MATERIAL PROVIDED:
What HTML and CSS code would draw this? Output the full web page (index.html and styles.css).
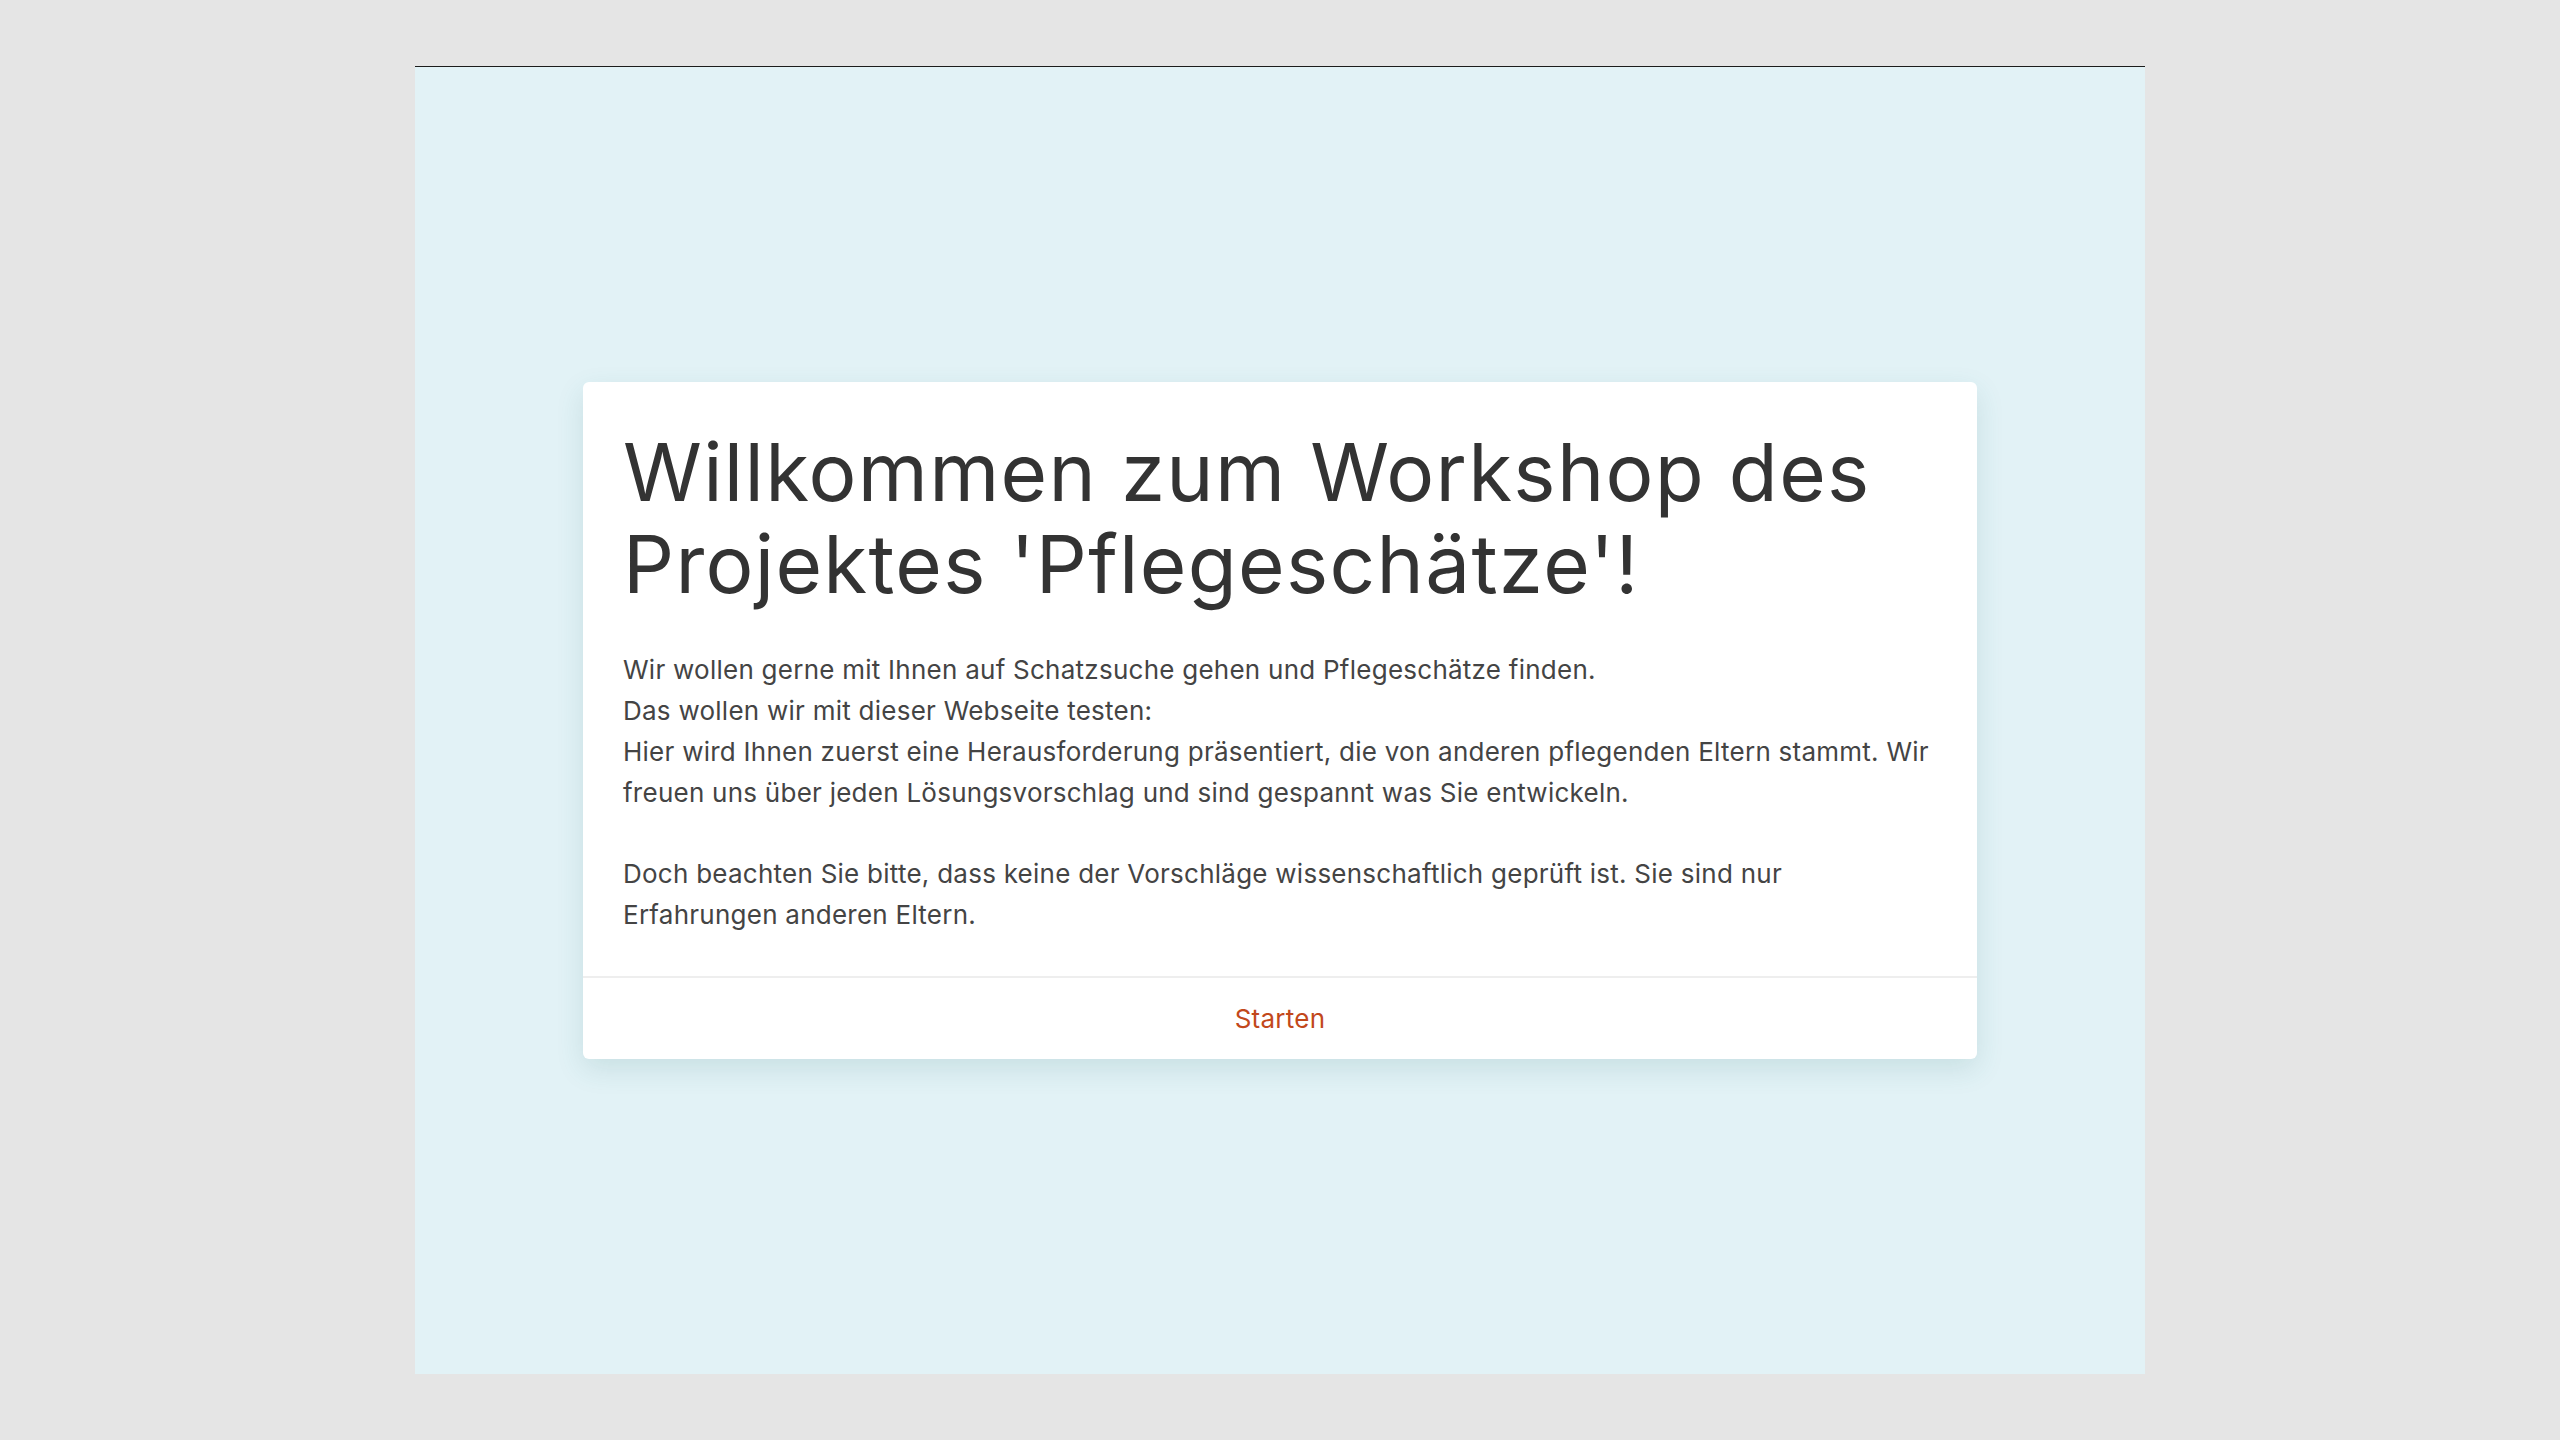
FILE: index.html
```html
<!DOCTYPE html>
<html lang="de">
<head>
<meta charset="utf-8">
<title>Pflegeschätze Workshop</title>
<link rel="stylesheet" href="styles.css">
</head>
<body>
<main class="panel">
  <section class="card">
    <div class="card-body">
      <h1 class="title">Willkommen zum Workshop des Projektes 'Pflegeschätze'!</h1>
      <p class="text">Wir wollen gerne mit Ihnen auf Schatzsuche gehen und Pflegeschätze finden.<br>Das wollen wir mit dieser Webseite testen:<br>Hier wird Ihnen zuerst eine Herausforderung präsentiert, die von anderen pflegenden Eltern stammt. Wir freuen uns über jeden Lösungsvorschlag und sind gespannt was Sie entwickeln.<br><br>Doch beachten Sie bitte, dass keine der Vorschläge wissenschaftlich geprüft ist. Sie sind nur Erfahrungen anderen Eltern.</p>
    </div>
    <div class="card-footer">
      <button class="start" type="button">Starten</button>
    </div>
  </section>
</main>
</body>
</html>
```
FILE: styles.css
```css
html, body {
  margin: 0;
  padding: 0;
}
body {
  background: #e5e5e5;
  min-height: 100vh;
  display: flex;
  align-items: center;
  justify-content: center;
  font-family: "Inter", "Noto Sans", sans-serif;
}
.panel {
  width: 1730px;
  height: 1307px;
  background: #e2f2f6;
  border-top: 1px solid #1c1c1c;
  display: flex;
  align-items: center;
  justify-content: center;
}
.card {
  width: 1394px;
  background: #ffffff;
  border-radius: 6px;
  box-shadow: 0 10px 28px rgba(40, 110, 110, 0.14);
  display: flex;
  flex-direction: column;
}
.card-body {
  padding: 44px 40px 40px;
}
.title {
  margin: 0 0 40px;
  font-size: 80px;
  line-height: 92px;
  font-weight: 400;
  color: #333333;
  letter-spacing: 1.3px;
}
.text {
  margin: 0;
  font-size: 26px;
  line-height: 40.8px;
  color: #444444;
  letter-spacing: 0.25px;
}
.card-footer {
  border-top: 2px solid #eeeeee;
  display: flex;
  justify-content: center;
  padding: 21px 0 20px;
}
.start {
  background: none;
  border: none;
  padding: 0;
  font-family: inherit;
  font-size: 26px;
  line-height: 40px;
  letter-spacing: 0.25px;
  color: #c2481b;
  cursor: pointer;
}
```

WHAT YOU SHOULD DO:
Write out the data precisely as given, excluding the pictures.

EXPECTED ANSWER:
What HTML and CSS code would draw this? Output the full web page (index.html and styles.css).
FILE: index.html
```html
<!DOCTYPE html>
<html lang="de">
<head>
<meta charset="utf-8">
<title>Pflegeschätze Workshop</title>
<link rel="stylesheet" href="styles.css">
</head>
<body>
<main class="panel">
  <section class="card">
    <div class="card-body">
      <h1 class="title">Willkommen zum Workshop des Projektes 'Pflegeschätze'!</h1>
      <p class="text">Wir wollen gerne mit Ihnen auf Schatzsuche gehen und Pflegeschätze finden.<br>Das wollen wir mit dieser Webseite testen:<br>Hier wird Ihnen zuerst eine Herausforderung präsentiert, die von anderen pflegenden Eltern stammt. Wir freuen uns über jeden Lösungsvorschlag und sind gespannt was Sie entwickeln.<br><br>Doch beachten Sie bitte, dass keine der Vorschläge wissenschaftlich geprüft ist. Sie sind nur Erfahrungen anderen Eltern.</p>
    </div>
    <div class="card-footer">
      <button class="start" type="button">Starten</button>
    </div>
  </section>
</main>
</body>
</html>
```
FILE: styles.css
```css
html, body {
  margin: 0;
  padding: 0;
}
body {
  background: #e5e5e5;
  min-height: 100vh;
  display: flex;
  align-items: center;
  justify-content: center;
  font-family: "Inter", "Noto Sans", sans-serif;
}
.panel {
  width: 1730px;
  height: 1307px;
  background: #e2f2f6;
  border-top: 1px solid #1c1c1c;
  display: flex;
  align-items: center;
  justify-content: center;
}
.card {
  width: 1394px;
  background: #ffffff;
  border-radius: 6px;
  box-shadow: 0 10px 28px rgba(40, 110, 110, 0.14);
  display: flex;
  flex-direction: column;
}
.card-body {
  padding: 44px 40px 40px;
}
.title {
  margin: 0 0 40px;
  font-size: 80px;
  line-height: 92px;
  font-weight: 400;
  color: #333333;
  letter-spacing: 1.3px;
}
.text {
  margin: 0;
  font-size: 26px;
  line-height: 40.8px;
  color: #444444;
  letter-spacing: 0.25px;
}
.card-footer {
  border-top: 2px solid #eeeeee;
  display: flex;
  justify-content: center;
  padding: 21px 0 20px;
}
.start {
  background: none;
  border: none;
  padding: 0;
  font-family: inherit;
  font-size: 26px;
  line-height: 40px;
  letter-spacing: 0.25px;
  color: #c2481b;
  cursor: pointer;
}
```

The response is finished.